* EXERCISE DIRECTIONS:
Quote word for word the lines below, beginning with the first and ending with the one that has "const [score] = useState(0);". Drop the pictures.

* DATA PROVIDED:
------------------------

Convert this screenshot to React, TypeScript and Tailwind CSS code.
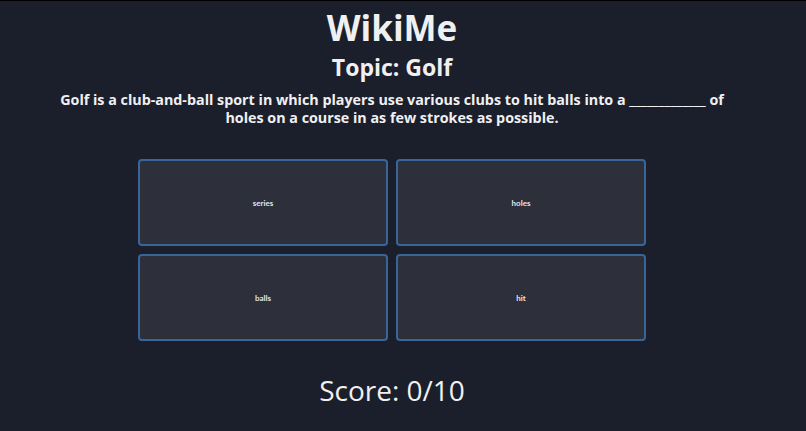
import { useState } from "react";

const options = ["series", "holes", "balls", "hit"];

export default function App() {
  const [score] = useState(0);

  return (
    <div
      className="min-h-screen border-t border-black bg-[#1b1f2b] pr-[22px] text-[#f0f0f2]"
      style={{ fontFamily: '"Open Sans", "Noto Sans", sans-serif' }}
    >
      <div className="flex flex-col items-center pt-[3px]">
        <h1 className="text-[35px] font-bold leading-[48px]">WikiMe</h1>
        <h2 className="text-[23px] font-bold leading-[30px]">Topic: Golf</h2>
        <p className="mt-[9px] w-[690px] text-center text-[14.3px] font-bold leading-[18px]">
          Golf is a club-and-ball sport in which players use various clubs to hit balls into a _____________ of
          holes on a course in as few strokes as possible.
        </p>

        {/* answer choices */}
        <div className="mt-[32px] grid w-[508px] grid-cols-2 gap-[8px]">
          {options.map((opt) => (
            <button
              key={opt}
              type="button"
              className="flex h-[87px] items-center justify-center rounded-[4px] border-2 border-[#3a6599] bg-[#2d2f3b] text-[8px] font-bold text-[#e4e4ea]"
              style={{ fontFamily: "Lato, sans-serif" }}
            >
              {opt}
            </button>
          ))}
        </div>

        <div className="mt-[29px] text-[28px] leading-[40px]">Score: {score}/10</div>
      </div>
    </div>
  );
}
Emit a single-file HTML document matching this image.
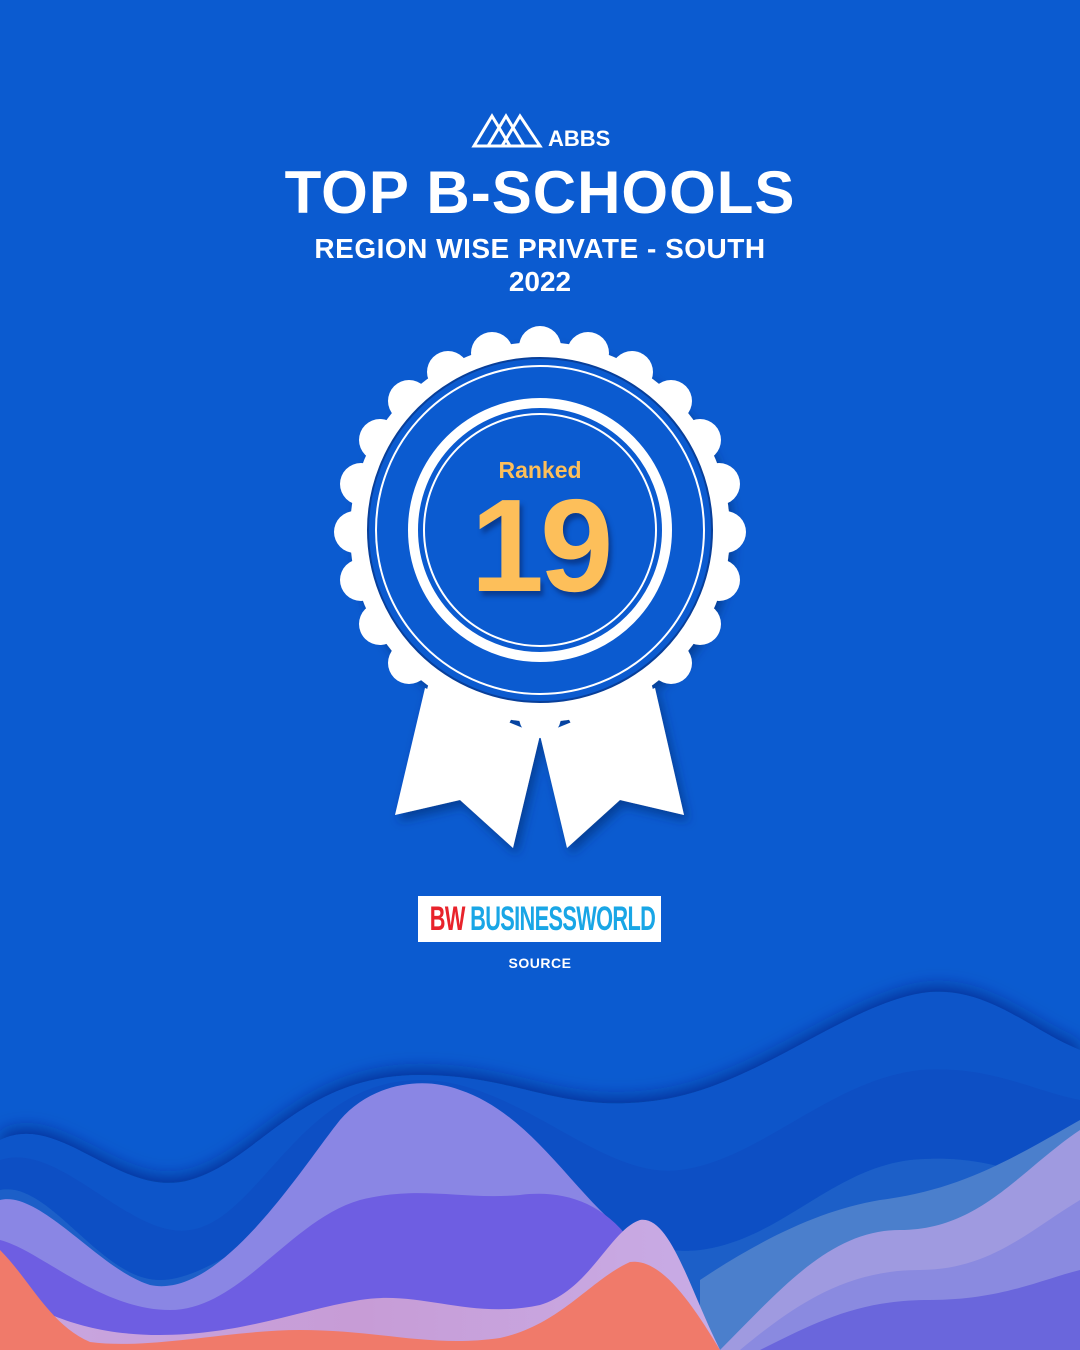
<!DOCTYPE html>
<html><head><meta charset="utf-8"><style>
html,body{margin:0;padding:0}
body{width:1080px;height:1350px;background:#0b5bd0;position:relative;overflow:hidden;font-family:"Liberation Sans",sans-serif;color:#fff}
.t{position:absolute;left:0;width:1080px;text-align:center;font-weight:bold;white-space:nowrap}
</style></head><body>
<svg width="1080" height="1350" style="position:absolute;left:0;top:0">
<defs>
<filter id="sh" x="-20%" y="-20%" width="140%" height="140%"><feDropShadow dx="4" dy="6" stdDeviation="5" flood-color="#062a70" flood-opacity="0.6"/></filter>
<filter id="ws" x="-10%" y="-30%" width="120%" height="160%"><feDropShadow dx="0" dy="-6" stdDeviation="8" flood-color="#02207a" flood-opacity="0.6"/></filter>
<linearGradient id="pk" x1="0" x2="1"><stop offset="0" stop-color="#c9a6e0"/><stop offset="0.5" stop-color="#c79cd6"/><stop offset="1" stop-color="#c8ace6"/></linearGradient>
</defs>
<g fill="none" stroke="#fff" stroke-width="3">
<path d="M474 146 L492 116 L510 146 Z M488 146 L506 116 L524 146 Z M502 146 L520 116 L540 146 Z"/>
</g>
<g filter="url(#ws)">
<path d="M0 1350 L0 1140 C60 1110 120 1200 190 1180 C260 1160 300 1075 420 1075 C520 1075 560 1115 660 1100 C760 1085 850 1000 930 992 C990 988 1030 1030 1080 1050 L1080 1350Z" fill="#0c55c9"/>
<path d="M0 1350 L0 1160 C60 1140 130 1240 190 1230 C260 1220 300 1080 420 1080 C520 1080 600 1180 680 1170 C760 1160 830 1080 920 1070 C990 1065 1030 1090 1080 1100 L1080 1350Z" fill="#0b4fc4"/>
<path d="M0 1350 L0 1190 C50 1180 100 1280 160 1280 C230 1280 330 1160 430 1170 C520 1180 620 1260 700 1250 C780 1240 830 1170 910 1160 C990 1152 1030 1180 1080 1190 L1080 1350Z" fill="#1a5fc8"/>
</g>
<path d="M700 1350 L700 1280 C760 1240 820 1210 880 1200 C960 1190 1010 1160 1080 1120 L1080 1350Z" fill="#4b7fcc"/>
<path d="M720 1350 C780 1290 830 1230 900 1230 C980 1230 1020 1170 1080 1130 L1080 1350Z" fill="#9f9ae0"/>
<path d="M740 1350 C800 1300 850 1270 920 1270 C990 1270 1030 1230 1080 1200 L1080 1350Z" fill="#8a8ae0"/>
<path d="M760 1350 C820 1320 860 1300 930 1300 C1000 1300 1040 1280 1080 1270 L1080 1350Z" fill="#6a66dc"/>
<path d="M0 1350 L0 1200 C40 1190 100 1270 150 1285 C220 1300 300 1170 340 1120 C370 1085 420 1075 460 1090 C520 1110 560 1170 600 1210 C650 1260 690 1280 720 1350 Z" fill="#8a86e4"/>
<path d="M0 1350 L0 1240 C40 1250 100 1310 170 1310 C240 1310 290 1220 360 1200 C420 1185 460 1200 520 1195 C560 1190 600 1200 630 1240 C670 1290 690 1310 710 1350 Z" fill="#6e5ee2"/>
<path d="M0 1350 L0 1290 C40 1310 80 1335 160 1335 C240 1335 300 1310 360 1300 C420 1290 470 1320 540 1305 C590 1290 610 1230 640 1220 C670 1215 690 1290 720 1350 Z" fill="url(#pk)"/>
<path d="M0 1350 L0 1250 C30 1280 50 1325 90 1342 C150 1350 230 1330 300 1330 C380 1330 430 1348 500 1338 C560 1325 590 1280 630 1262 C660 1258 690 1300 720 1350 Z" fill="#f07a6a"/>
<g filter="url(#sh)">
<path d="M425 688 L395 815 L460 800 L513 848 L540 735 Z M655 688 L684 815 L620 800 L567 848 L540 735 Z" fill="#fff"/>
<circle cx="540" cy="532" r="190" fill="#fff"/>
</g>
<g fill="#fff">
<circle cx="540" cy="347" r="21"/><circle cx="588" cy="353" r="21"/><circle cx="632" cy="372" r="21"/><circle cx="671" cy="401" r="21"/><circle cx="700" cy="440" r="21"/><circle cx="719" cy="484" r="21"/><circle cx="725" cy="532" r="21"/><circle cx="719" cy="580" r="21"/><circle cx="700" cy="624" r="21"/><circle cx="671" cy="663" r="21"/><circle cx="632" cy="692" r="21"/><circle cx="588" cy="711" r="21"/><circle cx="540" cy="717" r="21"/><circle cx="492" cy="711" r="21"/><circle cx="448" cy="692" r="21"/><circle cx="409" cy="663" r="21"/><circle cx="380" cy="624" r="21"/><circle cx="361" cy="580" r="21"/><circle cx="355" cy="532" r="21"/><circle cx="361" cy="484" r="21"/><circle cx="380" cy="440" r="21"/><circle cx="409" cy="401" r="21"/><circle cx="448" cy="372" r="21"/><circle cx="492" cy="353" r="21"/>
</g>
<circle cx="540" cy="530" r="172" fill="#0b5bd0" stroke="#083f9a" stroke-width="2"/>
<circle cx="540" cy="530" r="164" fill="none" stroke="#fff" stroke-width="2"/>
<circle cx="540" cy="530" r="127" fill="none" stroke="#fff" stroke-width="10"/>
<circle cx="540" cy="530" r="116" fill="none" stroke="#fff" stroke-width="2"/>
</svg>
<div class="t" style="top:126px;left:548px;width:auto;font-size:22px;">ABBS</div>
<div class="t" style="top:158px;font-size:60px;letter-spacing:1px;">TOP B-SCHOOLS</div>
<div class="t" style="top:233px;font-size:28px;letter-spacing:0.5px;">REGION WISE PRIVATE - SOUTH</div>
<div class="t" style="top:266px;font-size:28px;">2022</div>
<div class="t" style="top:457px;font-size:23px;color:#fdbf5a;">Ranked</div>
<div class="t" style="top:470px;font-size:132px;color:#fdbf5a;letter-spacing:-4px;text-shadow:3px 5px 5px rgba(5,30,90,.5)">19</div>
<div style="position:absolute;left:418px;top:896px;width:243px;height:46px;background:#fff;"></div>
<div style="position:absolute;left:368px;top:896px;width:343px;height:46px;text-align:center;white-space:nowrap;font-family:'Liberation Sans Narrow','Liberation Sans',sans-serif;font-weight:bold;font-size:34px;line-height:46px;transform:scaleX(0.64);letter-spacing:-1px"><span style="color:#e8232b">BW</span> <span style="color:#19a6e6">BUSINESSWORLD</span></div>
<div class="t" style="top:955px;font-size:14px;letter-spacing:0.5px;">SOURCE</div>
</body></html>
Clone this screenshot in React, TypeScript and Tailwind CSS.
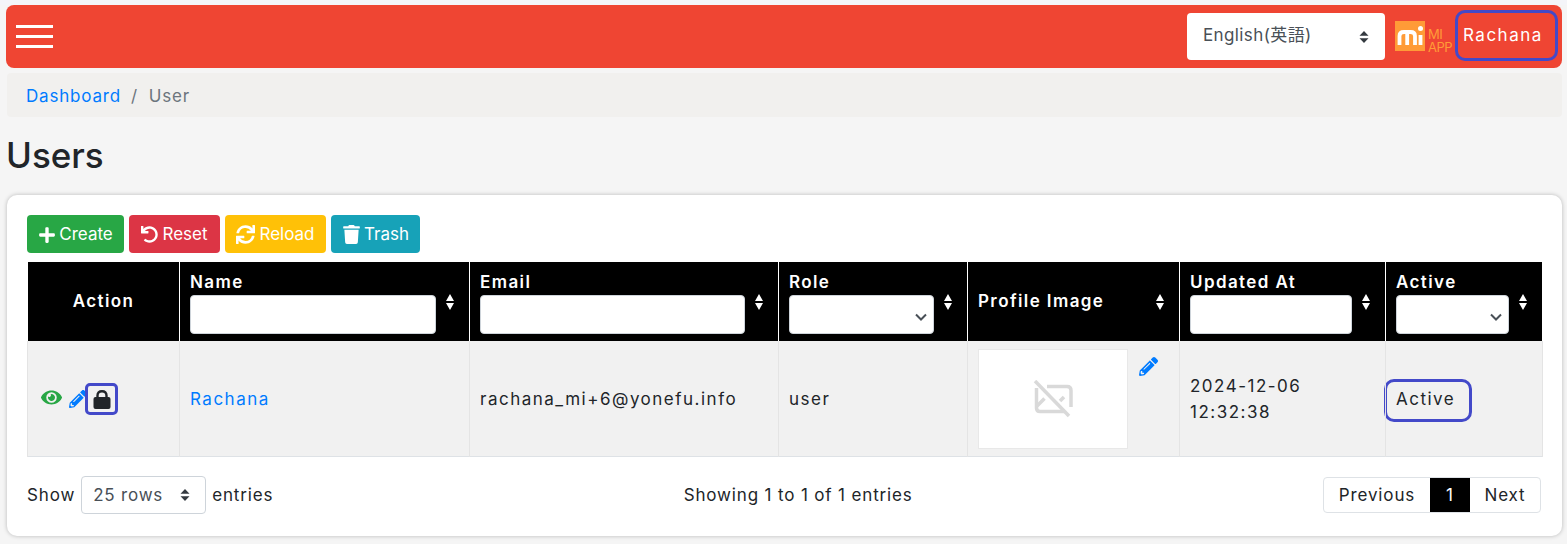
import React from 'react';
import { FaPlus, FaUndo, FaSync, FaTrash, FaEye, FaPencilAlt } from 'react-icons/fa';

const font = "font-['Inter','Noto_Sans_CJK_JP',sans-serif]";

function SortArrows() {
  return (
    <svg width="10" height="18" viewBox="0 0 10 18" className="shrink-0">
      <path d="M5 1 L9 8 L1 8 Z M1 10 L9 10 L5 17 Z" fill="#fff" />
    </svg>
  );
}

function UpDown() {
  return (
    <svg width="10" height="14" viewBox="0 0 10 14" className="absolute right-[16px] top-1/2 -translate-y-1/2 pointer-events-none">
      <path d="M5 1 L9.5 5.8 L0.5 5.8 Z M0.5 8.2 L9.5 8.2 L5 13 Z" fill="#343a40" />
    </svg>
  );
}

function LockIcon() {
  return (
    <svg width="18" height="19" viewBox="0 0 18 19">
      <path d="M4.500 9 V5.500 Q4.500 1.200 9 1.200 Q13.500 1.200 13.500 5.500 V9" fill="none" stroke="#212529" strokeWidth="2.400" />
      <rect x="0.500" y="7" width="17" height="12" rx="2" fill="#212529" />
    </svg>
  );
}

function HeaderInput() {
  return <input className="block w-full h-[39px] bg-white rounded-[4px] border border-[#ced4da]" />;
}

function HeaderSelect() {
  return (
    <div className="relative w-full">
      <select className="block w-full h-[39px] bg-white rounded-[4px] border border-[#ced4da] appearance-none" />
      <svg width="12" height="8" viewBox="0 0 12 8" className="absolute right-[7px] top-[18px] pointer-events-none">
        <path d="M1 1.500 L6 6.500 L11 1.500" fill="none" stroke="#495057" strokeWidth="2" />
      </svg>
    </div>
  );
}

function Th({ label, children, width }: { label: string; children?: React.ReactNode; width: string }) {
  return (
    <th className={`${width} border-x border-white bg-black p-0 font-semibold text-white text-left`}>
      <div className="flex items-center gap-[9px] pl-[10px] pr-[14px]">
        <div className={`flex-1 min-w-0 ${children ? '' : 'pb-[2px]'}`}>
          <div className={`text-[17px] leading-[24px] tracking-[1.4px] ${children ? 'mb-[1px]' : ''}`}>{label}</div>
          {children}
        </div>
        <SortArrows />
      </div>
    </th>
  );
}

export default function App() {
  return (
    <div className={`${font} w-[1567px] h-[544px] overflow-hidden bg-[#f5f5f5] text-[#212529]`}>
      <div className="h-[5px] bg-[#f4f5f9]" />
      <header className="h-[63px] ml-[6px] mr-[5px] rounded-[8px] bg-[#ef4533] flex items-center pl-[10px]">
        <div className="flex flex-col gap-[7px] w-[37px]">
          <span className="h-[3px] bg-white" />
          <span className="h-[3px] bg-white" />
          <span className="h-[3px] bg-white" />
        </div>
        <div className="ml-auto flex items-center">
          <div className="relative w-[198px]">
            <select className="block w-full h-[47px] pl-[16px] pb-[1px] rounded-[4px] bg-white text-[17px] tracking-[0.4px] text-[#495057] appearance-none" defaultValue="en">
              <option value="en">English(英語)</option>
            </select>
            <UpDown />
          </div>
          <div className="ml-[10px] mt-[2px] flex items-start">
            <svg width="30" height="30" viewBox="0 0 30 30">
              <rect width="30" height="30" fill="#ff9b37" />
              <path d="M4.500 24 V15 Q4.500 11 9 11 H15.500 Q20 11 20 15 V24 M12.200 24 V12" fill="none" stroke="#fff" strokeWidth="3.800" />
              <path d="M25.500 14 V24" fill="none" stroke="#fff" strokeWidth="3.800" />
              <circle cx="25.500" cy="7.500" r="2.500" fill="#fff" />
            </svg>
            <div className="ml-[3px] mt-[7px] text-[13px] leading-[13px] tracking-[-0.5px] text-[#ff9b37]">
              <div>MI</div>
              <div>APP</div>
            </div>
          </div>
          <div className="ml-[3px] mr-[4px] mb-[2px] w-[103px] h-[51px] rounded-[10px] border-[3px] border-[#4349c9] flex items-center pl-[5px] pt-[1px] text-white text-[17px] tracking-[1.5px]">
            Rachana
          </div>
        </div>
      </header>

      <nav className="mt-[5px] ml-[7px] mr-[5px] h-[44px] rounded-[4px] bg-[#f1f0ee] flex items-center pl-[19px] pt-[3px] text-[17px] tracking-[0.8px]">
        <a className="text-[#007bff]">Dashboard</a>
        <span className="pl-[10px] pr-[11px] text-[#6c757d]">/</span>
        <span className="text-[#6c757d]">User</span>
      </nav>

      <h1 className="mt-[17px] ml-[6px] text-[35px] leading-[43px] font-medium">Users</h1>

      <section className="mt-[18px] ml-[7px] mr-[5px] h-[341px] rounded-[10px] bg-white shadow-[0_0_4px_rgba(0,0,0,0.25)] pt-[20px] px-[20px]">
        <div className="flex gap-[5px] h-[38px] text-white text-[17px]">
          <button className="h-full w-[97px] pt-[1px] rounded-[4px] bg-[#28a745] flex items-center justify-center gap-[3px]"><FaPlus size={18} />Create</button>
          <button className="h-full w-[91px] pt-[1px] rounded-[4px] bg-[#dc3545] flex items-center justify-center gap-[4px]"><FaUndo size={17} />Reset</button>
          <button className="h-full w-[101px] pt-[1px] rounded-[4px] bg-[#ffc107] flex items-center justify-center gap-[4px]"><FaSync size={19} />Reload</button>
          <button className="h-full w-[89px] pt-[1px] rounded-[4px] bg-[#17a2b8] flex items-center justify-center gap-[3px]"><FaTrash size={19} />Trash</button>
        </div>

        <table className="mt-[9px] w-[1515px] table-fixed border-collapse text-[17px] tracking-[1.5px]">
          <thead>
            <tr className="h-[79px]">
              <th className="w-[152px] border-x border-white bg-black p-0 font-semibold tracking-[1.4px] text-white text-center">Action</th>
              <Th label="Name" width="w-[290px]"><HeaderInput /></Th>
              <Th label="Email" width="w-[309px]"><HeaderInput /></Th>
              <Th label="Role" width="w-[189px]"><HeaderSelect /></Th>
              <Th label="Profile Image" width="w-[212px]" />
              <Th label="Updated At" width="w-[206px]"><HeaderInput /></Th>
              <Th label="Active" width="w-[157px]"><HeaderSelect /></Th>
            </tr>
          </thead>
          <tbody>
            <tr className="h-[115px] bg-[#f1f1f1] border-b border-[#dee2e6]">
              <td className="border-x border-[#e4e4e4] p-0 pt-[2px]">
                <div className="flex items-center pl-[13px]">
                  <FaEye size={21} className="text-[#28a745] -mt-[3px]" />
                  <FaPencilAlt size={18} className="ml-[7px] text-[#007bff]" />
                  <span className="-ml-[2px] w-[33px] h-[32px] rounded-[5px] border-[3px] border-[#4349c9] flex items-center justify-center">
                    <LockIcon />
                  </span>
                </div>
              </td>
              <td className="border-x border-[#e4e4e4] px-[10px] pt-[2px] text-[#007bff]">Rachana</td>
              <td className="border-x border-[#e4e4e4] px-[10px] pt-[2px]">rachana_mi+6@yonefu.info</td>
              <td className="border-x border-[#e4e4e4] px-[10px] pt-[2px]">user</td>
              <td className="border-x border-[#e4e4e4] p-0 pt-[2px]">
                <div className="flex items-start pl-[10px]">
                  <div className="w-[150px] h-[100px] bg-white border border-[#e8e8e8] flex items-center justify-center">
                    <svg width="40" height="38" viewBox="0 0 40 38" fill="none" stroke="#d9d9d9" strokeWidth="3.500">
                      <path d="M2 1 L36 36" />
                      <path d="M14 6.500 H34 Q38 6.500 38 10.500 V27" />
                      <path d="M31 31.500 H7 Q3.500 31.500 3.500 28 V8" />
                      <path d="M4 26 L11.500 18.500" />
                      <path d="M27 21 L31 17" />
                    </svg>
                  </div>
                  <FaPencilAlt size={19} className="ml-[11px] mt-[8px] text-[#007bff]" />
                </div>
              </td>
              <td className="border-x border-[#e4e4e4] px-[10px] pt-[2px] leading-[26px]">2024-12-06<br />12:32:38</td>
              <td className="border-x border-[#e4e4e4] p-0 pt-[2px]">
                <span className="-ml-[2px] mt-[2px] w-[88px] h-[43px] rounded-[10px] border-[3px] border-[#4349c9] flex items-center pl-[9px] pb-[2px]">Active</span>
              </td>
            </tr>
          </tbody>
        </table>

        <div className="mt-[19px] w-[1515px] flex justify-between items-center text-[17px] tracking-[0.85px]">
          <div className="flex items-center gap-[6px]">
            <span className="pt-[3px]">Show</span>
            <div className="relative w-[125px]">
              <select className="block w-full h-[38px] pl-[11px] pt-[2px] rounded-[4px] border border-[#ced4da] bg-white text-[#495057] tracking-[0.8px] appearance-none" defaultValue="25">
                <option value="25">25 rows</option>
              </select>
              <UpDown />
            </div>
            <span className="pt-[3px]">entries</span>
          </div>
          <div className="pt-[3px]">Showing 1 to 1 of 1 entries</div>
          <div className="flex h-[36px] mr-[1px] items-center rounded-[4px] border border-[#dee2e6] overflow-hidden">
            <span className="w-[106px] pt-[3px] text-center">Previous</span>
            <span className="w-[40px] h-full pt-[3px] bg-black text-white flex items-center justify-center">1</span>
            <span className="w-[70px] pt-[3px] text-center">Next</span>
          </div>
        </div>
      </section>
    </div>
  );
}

------------------------

* RESPONSE TO THIS TASK:
Convert this screenshot to React, TypeScript and Tailwind CSS code.
import { useState } from "react";

const options = ["series", "holes", "balls", "hit"];

export default function App() {
  const [score] = useState(0);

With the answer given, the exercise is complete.